Ma ci metterebbe un paio di mesi ad arrivare, a piedi; si bloccherebbe la circolazione ferroviaria in tutt’Italia! Vero, e tutt’Italia saprebbe in quali condizioni è Matera, da sempre, non per un paio di mesi. Ma le forze dell’ordine impedirebbero una interruzione di pubblico servizio di tale portata, circonderebbero la stazione di Milano, e manganellate agli aspiranti viaggiatori, manco fossero produttori sardi di pecorino, invece che di grana padano o truffatori di quote latte leghisti.
Vero, ma gli aspiranti viaggiatori dovrebbero mostrare il biglietto («Ho pagato» infatti ci saranno i controllori a bordo, cosa credete?) e pretendere di passare; provarci. Romperanno la testa al primo, al secondo, al terzo... A uno a uno, sino a che gli spaccatori di teste avvertiranno intollerabile il peso della violenza esercitata su chi chiede di essere trattato come tutti gli altri italiani: vi risulta che sulla Milano-Bologna distribuiscano manganellate a chi prende il treno? (E pensate se fra i manganellatori c’è qualcuno di Matera, costretto a picchiare a sangue chi si fa rompere la testa per i materani, e magari è di Aosta!)
Lo ha insegnato Gandhi: rendere esplicita, non più sottintesa, la discriminazione, la violenza di cui si è vittime. I passeggeri per Matera vogliono solo arrivare a destinazione in treno, come chiunque altro, in Italia; e le manganellate mostrano in che modo si nega loro un diritto riconosciuto a tutti, meno che a loro. Quella negazione è una violenza e quelle botte la rendono visibile.

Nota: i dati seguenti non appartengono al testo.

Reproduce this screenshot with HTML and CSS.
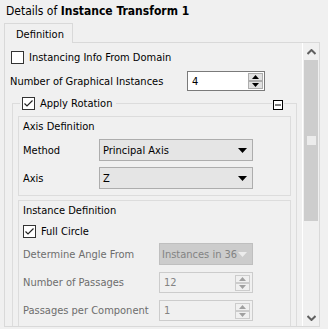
FILE: index.html
```html
<!DOCTYPE html>
<html lang="en">
<head>
    <meta charset="UTF-8">
    <title>Details of Instance Transform 1</title>
    <link rel="stylesheet" href="styles.css">
</head>
<body>
    <div class="title">Details of <b>Instance Transform 1</b></div>

    <div class="tabs">
        <div class="tab">Definition</div>
    </div>

    <div class="panel">
        <div class="content">
            <div class="check-row">
                <span class="check"></span>
                <span>Instancing Info From Domain</span>
            </div>

            <div class="field-row first">
                <span class="label">Number of Graphical Instances</span>
                <div class="spin">
                    <span class="spin-value">4</span>
                    <span class="spin-btns">
                        <span class="spin-btn"><svg width="7" height="4" viewBox="0 0 7 4"><path d="M0 4 L3.5 0 L7 4 Z" fill="#000"/></svg></span>
                        <span class="spin-btn"><svg width="7" height="4" viewBox="0 0 7 4"><path d="M0 0 L7 0 L3.5 4 Z" fill="#000"/></svg></span>
                    </span>
                </div>
            </div>

            <div class="group">
                <div class="group-head">
                    <span class="group-title">
                        <span class="check checked">
                            <svg width="11" height="11" viewBox="0 0 11 11"><path d="M1.5 5.5 L4 8 L9.5 2.5" fill="none" stroke="#222" stroke-width="1.2"/></svg>
                        </span>
                        <span>Apply Rotation</span>
                    </span>
                    <span class="collapse">
                        <svg width="10" height="10" viewBox="0 0 10 10"><rect x="0.5" y="0.5" width="9" height="9" fill="#fff" stroke="#000"/><path d="M2 5 H8" stroke="#000"/></svg>
                    </span>
                </div>

                <div class="box axis-box">
                    <div class="box-title">Axis Definition</div>
                    <div class="field-row">
                        <span class="label short">Method</span>
                        <div class="combo">
                            <span>Principal Axis</span>
                            <svg width="9" height="5" viewBox="0 0 9 5"><path d="M0 0 H9 L4.5 5 Z" fill="#000"/></svg>
                        </div>
                    </div>
                    <div class="field-row">
                        <span class="label short">Axis</span>
                        <div class="combo">
                            <span>Z</span>
                            <svg width="9" height="5" viewBox="0 0 9 5"><path d="M0 0 H9 L4.5 5 Z" fill="#000"/></svg>
                        </div>
                    </div>
                </div>

                <div class="box instance-box">
                    <div class="box-title">Instance Definition</div>
                    <div class="check-row inner">
                        <span class="check checked">
                            <svg width="11" height="11" viewBox="0 0 11 11"><path d="M1.5 5.5 L4 8 L9.5 2.5" fill="none" stroke="#222" stroke-width="1.2"/></svg>
                        </span>
                        <span>Full Circle</span>
                    </div>
                    <div class="field-row disabled">
                        <span class="label wide">Determine Angle From</span>
                        <div class="combo small">
                            <span class="combo-text">Instances in 360</span>
                            <svg width="9" height="5" viewBox="0 0 9 5"><path d="M0 0 H9 L4.5 5 Z" fill="#ececec"/></svg>
                        </div>
                    </div>
                    <div class="field-row disabled">
                        <span class="label wide">Number of Passages</span>
                        <div class="spin small">
                            <span class="spin-value">12</span>
                            <span class="spin-btns">
                                <span class="spin-btn"><svg width="7" height="4" viewBox="0 0 7 4"><path d="M0 4 L3.5 0 L7 4 Z" fill="#a0a0a0"/></svg></span>
                                <span class="spin-btn"><svg width="7" height="4" viewBox="0 0 7 4"><path d="M0 0 L7 0 L3.5 4 Z" fill="#a0a0a0"/></svg></span>
                            </span>
                        </div>
                    </div>
                    <div class="field-row disabled">
                        <span class="label wide">Passages per Component</span>
                        <div class="spin small">
                            <span class="spin-value">1</span>
                            <span class="spin-btns">
                                <span class="spin-btn"><svg width="7" height="4" viewBox="0 0 7 4"><path d="M0 4 L3.5 0 L7 4 Z" fill="#a0a0a0"/></svg></span>
                                <span class="spin-btn"><svg width="7" height="4" viewBox="0 0 7 4"><path d="M0 0 L7 0 L3.5 4 Z" fill="#a0a0a0"/></svg></span>
                            </span>
                        </div>
                    </div>
                </div>
            </div>
        </div>

        <div class="scrollbar">
            <div class="scroll-arrow">
                <svg width="9" height="6" viewBox="0 0 9 6"><path d="M0.5 5 L4.5 1 L8.5 5" fill="none" stroke="#606060" stroke-width="2"/></svg>
            </div>
            <div class="scroll-thumb"><span class="grip"></span></div>
            <div class="scroll-track"></div>
            <div class="scroll-arrow">
                <svg width="9" height="6" viewBox="0 0 9 6"><path d="M0.5 1 L4.5 5 L8.5 1" fill="none" stroke="#606060" stroke-width="2"/></svg>
            </div>
        </div>
    </div>
</body>
</html>
```

FILE: styles.css
```css
* {
    margin: 0;
    padding: 0;
    box-sizing: border-box;
}

body {
    font-family: Tahoma, "DejaVu Sans Condensed", "DejaVu Sans", sans-serif;
    font-size: 11px;
    color: #000;
    background: #f0f0f0;
    width: 328px;
    height: 329px;
    overflow: hidden;
}

.title {
    font-size: 12px;
    height: 22px;
    line-height: 14px;
    padding: 4px 0 0 6px;
}

.tabs {
    display: flex;
    padding-left: 4px;
    height: 20px;
}

.tab {
    width: 69px;
    border: 1px solid #d9d9d9;
    border-bottom: none;
    background: #f0f0f0;
    padding: 4px 0 0 11px;
    font-size: 11px;
    position: relative;
    top: 1px;
}

.panel {
    display: flex;
    margin-left: 4px;
    width: 316px;
    height: 285px;
    border: 1px solid #d9d9d9;
    background: #f0f0f0;
}

.content {
    flex: 1;
    overflow: hidden;
    padding-left: 6px;
}

.check-row {
    display: flex;
    align-items: center;
    gap: 5px;
    height: 13px;
    margin-top: 8px;
}

.check {
    width: 13px;
    height: 13px;
    border: 1px solid #333;
    background: #fff;
    display: flex;
    align-items: center;
    justify-content: center;
    flex-shrink: 0;
}

.field-row {
    display: flex;
    align-items: center;
    margin-top: 6px;
}

.field-row.first {
    margin-top: 7px;
    margin-left: -1px;
}

.label {
    width: 177px;
}

.label.short {
    width: 76px;
}

.label.wide {
    width: 136px;
}

.spin {
    display: flex;
    align-items: center;
    justify-content: space-between;
    width: 78px;
    height: 20px;
    border: 1px solid #7a7a7a;
    background: #fff;
    padding: 0 1px 0 4px;
}

.spin-btns {
    display: flex;
    flex-direction: column;
}

.spin-btn {
    width: 15px;
    height: 8px;
    border: 1px solid #adadad;
    background: #e1e1e1;
    display: flex;
    align-items: center;
    justify-content: center;
}

.spin.small {
    width: 94px;
    height: 21px;
    border-color: #cccccc;
    background: #f0f0f0;
    padding-right: 2px;
}

.spin.small .spin-btn {
    border-color: #cccccc;
    background: #f0f0f0;
}

.group {
    margin: 12px 0 0 1px;
    width: 285px;
    height: 240px;
    border: 1px solid #dcdcdc;
    border-bottom: none;
    padding: 0 5px;
}

.group-head {
    display: flex;
    justify-content: space-between;
    align-items: center;
    height: 13px;
    margin-top: -7px;
    padding: 0 7px 0 2px;
}

.group-title {
    display: flex;
    align-items: center;
    gap: 5px;
    background: #f0f0f0;
    padding: 0 4px 0 2px;
}

.collapse {
    display: flex;
    background: #f0f0f0;
    padding: 0 1px;
    margin-top: 3px;
}

.box {
    border: 1px solid #dcdcdc;
    padding: 3px 4px 6px 4px;
}

.axis-box {
    margin-top: 6px;
}

.instance-box {
    margin-top: 4px;
    height: 140px;
}

.box-title {
    height: 13px;
    line-height: 13px;
}

.combo {
    display: flex;
    align-items: center;
    justify-content: space-between;
    width: 154px;
    height: 22px;
    border: 1px solid #adadad;
    background: #e5e5e5;
    padding: 0 5px 0 3px;
}

.combo.small {
    width: 94px;
    border-color: #bfbfbf;
    background: #cccccc;
    color: #838383;
    padding-left: 2px;
}

.combo-text {
    width: 75px;
    overflow: hidden;
    white-space: nowrap;
}

.check-row.inner {
    margin-top: 8px;
}

.disabled {
    color: #6d6d6d;
}

.disabled .spin-value {
    color: #838383;
}

.field-row.disabled + .field-row.disabled {
    margin-top: 7px;
}

.check-row.inner + .field-row {
    margin-top: 5px;
}

.scrollbar {
    width: 17px;
    display: flex;
    flex-direction: column;
    border-left: 1px solid #fff;
    background: #f0f0f0;
}

.scroll-arrow {
    height: 17px;
    display: flex;
    align-items: center;
    justify-content: center;
}

.scroll-thumb {
    height: 161px;
    margin: 0 1px;
    background: #cdcdcd;
    display: flex;
    align-items: center;
    justify-content: center;
}

.grip {
    width: 9px;
    height: 9px;
    background: #ececec;
}

.scroll-track {
    flex: 1;
}
```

E se dovesse impedirsi la partenza del primo treno, se ne metterà in programma un altro, da Torino, da Firenze, da Bologna. Finché non arriveremo a Matera in treno. Non riesco a credere che gli onesti di questo Paese possano rendersi complici, con il loro disinteresse, di un’ingiustizia rivelata; e, una volta che avremo reso visibile la prima, le altre lo saranno più facilmente. Sono convinto che vedremmo persone perbene di ogni parte d’Italia acquistare il biglietto per Matera (con lo sconto, se on line) e presentarsi al “treno”...

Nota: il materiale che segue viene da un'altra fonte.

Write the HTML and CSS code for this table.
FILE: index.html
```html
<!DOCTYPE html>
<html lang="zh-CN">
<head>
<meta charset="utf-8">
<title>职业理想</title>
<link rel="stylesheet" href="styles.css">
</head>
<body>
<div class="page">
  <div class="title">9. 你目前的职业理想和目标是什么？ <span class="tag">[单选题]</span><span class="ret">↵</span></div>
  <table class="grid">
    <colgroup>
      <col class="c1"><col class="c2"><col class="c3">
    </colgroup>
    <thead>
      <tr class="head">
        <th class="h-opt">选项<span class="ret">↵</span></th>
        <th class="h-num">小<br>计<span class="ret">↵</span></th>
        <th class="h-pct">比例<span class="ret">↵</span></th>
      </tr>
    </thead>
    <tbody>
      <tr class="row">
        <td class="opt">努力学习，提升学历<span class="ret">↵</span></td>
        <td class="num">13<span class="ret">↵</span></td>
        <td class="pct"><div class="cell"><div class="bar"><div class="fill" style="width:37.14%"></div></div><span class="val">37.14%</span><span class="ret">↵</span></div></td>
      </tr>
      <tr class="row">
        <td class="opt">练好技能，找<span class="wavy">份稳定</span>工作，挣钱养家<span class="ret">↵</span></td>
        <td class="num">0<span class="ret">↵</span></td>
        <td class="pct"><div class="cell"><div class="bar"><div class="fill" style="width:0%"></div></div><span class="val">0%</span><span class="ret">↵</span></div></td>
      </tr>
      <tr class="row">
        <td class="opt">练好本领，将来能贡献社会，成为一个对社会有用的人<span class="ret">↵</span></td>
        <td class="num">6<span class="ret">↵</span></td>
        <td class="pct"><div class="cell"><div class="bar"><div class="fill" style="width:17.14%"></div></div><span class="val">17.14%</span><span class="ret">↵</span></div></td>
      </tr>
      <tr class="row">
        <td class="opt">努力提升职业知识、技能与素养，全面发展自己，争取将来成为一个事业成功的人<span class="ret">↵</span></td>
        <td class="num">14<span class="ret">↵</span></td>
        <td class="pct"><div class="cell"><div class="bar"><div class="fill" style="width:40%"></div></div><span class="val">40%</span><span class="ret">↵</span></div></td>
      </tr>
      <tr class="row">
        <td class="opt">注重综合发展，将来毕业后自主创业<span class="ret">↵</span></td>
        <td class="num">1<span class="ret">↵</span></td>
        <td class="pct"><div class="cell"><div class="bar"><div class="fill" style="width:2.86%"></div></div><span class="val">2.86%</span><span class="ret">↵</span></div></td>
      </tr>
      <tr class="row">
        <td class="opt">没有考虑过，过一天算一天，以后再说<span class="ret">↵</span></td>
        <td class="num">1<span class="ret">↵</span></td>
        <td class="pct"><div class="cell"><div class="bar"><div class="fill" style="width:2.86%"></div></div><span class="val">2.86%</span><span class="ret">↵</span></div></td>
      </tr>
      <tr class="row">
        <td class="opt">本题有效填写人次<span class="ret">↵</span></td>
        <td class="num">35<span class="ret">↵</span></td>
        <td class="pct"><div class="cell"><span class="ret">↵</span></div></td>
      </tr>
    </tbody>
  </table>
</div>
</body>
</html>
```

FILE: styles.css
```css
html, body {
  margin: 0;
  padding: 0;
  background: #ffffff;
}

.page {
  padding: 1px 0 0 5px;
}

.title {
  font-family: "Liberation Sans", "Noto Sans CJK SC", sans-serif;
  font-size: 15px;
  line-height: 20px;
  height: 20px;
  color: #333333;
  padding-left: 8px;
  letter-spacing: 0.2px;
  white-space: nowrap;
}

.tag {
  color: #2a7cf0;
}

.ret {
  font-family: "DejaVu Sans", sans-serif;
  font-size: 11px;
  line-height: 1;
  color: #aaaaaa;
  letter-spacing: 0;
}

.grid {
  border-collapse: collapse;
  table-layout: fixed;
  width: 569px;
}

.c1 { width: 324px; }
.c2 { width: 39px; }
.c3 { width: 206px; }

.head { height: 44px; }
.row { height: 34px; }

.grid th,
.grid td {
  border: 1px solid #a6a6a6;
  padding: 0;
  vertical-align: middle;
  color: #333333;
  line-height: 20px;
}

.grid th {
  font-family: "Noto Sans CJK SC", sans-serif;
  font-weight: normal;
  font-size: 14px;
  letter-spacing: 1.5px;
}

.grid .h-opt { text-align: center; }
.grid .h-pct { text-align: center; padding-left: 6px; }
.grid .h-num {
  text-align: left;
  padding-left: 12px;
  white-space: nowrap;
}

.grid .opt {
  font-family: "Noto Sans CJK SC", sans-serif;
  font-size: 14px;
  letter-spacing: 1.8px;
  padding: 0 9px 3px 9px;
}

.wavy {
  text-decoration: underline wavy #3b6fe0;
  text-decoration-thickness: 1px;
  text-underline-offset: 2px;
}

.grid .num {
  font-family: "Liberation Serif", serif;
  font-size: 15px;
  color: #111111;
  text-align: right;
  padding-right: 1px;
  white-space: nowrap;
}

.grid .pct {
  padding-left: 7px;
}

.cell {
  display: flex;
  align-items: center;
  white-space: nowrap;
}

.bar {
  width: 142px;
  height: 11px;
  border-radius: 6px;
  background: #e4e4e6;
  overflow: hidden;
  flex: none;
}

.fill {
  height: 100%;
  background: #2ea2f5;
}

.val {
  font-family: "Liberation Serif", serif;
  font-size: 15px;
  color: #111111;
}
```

«Dev’essere un posto davvero interessante Matera, se si fa tutto questo per andarci, non trova?»
«Non ci sono mai stato, vengo da Belluno, ma so che Mel Gibson ci ha girato un film, lì; e non solo lui.»
«Ma non dovremmo essere già partiti, cosa aspettano?»

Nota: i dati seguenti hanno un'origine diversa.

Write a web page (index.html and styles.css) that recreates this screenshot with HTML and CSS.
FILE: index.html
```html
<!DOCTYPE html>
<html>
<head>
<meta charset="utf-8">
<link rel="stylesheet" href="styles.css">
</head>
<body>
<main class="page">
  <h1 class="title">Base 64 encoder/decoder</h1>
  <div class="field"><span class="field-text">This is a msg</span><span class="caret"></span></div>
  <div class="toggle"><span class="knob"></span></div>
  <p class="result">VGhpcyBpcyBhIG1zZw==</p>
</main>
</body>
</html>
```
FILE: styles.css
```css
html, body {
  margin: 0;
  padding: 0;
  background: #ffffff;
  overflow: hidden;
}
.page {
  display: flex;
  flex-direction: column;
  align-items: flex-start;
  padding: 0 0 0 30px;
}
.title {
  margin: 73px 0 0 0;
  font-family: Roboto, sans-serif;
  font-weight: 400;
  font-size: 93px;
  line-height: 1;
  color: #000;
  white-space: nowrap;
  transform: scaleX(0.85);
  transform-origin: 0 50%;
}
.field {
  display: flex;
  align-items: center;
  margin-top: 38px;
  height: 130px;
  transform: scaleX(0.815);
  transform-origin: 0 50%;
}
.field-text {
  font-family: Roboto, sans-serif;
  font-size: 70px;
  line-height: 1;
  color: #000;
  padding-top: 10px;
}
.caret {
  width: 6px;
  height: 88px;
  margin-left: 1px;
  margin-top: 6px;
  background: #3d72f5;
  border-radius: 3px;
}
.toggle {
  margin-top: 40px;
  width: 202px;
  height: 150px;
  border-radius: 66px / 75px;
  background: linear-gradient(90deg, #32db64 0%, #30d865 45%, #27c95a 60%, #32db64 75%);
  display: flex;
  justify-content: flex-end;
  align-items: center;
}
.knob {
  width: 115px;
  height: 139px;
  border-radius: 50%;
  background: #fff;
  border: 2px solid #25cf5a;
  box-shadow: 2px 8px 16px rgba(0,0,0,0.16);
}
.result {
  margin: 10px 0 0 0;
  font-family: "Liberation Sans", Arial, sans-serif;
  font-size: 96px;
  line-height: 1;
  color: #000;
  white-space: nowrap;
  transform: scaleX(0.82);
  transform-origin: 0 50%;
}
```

«I soliti ritardi delle Ferrovie.»
«Tanto per cambiare. E che ritardo porta questo treno?»
«Per ora, centocinquant’anni.»
«Be’, il progresso può a volte esser lento, ma resta inesorabile la sua avanzata: nel 1887, le Ferrovie italiane avviarono, in Eritrea, la Massaua-Asmara; nel 1895 il treno arrivò addirittura a Reggio Calabria. Guardi, ho qui un ritaglio di giornale, “La Stampa”, di fine maggio 2010: l’Asian Development Bank ha finanziato, con 170 milioni di dollari, la linea Marazi-e-Sharif. I lavori sono stati appaltati alle ferrovie uzbeke. I binari, dice il giornale, sono ormai pronti: 75 chilometri.»
«Mi scusi, di certo per una mia mancanza, ma mi sfugge l’importanza della notizia...»
«Oh, no, scusi lei; avevo dimenticato di leggerle il titolo: “Rivoluzione a Kabul, arriva il treno”. Sono stati bravi, in Afghanistan, non crede?, nonostante la guerra, la guerriglia, gli eserciti stranieri, gli attentati, le montagne impossibili, la mafia dei trasporti che era assolutamente contraria, perché ingrassa con il pizzo preteso dai camionisti... Insomma, volendo; eh, che ne dice? E ora, le Ferrovie italiane hanno acquistato una Compagnia ferroviaria in Germania, la Arriva Deutschland, così, anche gli italiani del Sud (ma solo se emigrati in Germania) potranno viaggiare sui “nostri” treni.»
Annuncio ai passeggeri: «Siamo dolenti di informarvi che, se rinunciate al nostro treno, non potrete raggiungere Matera in autostrada, perché nessuna autostrada porta a Matera; né optare per l’aereo, perché gli aeroporti più vicini alla città sono in altre regioni: in Puglia, in Calabria, in Campania. Benvenuti a Matera, Patrimonio dell’Umanità, meno che dell’Italia».